◆ Stored data ◆
:::::

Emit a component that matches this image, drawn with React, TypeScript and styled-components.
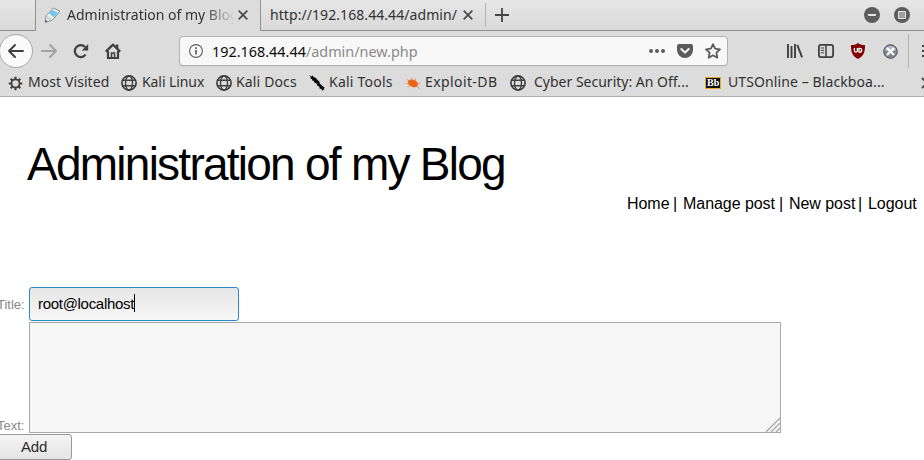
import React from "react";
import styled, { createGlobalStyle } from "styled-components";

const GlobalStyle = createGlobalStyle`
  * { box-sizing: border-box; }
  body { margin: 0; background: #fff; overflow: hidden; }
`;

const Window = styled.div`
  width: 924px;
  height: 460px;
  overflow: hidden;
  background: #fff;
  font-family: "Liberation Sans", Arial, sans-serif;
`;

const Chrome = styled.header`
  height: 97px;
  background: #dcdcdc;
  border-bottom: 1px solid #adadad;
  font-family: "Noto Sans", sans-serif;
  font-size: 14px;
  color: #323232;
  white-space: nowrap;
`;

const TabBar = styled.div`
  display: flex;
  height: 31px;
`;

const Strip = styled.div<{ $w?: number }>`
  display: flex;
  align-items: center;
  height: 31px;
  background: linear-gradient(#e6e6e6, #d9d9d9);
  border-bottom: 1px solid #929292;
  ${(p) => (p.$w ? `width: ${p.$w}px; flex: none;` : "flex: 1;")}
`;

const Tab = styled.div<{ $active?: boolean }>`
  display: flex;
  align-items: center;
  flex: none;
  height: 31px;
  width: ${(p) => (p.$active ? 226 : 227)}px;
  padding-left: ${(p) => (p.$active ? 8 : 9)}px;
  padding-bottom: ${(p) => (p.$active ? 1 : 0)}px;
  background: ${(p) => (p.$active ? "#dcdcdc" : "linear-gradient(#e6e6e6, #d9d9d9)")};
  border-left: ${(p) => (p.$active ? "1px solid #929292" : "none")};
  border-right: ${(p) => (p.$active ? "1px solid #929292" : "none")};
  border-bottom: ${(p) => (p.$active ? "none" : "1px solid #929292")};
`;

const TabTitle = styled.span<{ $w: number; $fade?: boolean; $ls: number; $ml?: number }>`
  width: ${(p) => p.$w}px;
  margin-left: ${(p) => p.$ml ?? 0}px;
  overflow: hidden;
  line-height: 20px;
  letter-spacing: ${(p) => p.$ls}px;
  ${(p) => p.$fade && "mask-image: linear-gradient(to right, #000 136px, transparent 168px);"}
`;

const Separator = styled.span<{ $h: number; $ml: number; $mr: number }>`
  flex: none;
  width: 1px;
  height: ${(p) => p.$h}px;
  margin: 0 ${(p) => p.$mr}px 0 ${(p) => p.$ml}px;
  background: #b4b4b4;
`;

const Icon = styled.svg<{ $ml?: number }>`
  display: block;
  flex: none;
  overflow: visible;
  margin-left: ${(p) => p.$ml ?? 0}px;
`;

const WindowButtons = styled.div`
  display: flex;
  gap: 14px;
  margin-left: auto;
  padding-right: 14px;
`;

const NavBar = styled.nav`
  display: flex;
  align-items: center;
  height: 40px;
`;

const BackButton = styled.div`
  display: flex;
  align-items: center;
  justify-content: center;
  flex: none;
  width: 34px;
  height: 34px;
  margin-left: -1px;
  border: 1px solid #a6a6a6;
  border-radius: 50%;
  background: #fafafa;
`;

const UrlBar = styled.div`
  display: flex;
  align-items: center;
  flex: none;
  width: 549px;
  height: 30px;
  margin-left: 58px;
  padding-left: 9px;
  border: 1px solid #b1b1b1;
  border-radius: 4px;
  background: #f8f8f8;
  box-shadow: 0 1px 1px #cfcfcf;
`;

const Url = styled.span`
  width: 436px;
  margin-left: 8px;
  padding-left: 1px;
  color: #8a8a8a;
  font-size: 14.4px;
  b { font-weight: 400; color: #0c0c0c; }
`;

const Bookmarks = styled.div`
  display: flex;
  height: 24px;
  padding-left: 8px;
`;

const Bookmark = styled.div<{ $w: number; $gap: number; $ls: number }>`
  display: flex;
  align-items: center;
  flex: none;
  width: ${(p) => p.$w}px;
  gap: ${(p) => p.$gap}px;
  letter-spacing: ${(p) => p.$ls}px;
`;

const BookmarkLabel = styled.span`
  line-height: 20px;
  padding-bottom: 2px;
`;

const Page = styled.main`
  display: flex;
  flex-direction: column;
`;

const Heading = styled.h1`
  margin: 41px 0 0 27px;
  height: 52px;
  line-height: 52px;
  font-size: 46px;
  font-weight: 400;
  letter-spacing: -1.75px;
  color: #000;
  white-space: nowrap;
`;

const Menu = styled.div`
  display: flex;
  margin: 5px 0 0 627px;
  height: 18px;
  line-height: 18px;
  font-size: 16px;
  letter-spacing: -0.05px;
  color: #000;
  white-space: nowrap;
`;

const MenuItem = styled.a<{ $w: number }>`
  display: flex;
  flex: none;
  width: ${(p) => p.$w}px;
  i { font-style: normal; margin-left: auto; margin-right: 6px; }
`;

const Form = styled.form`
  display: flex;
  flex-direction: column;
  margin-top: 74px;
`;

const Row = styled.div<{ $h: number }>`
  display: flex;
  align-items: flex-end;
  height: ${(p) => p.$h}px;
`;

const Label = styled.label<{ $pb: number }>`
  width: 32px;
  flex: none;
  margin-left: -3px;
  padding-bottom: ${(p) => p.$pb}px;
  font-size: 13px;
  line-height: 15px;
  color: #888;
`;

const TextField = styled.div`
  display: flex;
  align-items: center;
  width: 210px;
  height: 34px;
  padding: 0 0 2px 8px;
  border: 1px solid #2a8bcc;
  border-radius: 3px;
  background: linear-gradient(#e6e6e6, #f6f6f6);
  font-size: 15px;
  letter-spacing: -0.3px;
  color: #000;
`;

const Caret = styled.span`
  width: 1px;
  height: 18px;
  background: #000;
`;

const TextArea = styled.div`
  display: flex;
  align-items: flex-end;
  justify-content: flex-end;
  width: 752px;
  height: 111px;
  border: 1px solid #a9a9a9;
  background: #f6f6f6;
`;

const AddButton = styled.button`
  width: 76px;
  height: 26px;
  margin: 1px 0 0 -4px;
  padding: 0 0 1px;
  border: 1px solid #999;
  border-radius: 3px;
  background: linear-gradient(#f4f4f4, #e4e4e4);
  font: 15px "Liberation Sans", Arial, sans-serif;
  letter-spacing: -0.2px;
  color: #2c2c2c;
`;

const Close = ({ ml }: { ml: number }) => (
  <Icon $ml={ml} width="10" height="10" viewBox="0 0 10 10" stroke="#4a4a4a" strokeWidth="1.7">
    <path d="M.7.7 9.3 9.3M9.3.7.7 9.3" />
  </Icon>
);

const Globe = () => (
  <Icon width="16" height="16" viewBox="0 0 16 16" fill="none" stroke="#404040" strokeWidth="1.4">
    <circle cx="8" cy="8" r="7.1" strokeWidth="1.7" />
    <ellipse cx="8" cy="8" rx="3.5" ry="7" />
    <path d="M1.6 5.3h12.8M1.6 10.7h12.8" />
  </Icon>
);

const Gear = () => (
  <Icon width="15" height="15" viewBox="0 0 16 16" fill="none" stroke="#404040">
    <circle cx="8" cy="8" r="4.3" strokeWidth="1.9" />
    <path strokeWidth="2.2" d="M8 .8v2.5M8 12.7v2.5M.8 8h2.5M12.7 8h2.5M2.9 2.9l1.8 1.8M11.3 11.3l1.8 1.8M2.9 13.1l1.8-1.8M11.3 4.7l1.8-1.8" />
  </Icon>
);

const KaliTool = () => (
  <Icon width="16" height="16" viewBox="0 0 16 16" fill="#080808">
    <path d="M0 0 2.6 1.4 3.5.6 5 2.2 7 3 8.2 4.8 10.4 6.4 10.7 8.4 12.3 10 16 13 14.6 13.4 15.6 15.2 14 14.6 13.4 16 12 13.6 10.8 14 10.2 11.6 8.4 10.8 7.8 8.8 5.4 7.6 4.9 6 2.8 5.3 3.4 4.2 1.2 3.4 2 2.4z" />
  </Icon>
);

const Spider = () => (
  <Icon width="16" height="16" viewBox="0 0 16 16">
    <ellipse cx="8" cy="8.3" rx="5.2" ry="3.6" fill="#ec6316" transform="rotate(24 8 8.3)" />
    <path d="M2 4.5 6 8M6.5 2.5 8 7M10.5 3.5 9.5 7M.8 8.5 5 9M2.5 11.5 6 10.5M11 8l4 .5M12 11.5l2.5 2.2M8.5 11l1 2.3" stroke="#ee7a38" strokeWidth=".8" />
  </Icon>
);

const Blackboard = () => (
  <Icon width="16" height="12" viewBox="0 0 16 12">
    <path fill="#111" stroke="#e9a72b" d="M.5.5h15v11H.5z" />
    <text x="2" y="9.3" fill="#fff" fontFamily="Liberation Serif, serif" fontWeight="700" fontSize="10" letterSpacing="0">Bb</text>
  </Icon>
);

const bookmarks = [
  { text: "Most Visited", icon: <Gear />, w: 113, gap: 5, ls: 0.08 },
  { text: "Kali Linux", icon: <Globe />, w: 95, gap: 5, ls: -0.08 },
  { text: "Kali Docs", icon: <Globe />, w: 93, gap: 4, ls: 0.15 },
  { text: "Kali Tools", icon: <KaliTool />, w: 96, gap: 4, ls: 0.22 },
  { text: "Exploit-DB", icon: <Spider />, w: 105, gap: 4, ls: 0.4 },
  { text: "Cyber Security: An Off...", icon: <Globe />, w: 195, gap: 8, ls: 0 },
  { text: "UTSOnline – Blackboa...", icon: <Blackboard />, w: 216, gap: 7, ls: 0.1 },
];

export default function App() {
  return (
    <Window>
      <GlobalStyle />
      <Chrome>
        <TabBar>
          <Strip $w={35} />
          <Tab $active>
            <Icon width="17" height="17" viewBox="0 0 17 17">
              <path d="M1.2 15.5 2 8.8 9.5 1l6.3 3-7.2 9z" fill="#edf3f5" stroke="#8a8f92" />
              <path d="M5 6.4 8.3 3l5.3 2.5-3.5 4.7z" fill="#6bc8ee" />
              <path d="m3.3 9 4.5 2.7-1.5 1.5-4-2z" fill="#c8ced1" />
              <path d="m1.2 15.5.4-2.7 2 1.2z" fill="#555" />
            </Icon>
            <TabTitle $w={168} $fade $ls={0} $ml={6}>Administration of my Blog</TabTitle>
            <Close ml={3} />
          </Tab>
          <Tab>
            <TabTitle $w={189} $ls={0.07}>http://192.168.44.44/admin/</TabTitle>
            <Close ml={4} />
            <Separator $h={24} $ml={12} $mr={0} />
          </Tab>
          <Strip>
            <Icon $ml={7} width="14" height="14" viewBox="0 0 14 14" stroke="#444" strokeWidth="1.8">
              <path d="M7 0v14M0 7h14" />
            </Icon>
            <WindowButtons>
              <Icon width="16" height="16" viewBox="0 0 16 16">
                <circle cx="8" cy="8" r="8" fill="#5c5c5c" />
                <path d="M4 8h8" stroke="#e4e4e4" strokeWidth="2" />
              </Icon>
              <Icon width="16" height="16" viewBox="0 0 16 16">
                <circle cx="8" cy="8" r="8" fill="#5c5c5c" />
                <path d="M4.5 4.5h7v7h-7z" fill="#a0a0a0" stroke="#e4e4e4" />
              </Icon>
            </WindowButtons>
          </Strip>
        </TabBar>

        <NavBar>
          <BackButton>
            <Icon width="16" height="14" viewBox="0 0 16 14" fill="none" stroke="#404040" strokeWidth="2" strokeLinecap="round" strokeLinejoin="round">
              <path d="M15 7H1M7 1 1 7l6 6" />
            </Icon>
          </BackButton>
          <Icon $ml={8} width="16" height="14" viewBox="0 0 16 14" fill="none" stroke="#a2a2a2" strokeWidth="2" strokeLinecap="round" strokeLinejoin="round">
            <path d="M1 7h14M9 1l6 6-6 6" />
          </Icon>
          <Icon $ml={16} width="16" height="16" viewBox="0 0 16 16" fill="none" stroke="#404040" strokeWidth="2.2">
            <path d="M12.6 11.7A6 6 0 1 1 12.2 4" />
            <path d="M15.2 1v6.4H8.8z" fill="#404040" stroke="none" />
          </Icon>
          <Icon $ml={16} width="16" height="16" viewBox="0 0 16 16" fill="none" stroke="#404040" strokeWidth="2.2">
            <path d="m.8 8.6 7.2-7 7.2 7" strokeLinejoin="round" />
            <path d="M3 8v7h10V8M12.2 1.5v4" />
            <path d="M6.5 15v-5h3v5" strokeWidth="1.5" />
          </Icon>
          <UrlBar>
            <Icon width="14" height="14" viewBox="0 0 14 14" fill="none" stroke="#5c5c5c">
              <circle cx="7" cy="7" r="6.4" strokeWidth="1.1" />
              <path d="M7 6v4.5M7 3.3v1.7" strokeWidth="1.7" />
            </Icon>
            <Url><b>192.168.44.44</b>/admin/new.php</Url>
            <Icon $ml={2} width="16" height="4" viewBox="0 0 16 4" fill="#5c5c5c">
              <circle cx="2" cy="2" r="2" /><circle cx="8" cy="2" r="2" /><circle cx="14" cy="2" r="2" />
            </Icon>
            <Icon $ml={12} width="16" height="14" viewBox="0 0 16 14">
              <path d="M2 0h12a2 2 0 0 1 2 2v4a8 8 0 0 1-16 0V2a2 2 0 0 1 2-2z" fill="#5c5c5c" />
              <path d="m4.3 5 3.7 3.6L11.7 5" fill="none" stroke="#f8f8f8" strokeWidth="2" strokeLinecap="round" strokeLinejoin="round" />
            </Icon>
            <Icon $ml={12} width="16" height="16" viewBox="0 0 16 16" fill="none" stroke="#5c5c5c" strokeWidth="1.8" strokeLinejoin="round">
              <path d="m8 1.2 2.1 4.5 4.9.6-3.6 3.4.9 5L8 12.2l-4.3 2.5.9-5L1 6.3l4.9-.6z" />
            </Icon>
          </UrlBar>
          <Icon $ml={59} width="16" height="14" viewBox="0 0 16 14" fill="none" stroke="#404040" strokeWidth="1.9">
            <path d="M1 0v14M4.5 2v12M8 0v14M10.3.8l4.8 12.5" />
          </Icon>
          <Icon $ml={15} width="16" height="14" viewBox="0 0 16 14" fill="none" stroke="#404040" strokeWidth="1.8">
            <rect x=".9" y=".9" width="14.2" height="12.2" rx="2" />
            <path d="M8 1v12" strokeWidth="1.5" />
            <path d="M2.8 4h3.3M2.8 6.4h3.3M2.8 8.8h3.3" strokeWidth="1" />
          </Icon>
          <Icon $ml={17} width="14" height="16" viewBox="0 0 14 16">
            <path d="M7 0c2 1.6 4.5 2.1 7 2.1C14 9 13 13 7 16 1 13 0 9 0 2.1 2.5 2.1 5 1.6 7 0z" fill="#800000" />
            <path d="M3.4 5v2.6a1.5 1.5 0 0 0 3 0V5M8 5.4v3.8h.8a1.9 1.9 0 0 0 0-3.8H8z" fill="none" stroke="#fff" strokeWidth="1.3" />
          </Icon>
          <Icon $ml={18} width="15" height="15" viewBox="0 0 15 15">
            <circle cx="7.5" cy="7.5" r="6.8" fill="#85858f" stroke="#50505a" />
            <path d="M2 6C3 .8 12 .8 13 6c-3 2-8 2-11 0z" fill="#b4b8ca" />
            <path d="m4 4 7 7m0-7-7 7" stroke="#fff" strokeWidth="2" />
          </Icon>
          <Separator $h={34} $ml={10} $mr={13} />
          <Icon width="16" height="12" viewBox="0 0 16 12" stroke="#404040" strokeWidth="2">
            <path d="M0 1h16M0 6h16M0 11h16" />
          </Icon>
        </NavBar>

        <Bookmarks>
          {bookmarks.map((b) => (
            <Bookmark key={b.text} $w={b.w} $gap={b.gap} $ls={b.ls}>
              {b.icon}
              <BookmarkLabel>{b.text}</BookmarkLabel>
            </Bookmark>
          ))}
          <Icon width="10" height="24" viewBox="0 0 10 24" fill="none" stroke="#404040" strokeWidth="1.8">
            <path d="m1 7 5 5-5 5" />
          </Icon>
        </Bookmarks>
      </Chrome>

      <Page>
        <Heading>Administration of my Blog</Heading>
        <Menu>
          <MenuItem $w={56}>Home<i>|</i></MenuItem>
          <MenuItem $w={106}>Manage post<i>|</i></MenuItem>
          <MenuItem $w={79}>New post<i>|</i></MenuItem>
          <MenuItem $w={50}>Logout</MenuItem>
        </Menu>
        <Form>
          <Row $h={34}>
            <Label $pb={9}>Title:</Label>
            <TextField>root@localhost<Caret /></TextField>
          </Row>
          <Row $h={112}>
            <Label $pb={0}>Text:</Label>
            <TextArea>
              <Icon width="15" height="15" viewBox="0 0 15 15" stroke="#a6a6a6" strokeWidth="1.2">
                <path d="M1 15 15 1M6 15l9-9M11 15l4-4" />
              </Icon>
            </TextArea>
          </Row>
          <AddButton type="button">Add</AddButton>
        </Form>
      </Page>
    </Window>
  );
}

:::::

◆ Exercise objective ◆
Copy out all lines above that include the string "components".

◆ Full response ◆
Emit a component that matches this image, drawn with React, TypeScript and styled-components.
import styled, { createGlobalStyle } from "styled-components";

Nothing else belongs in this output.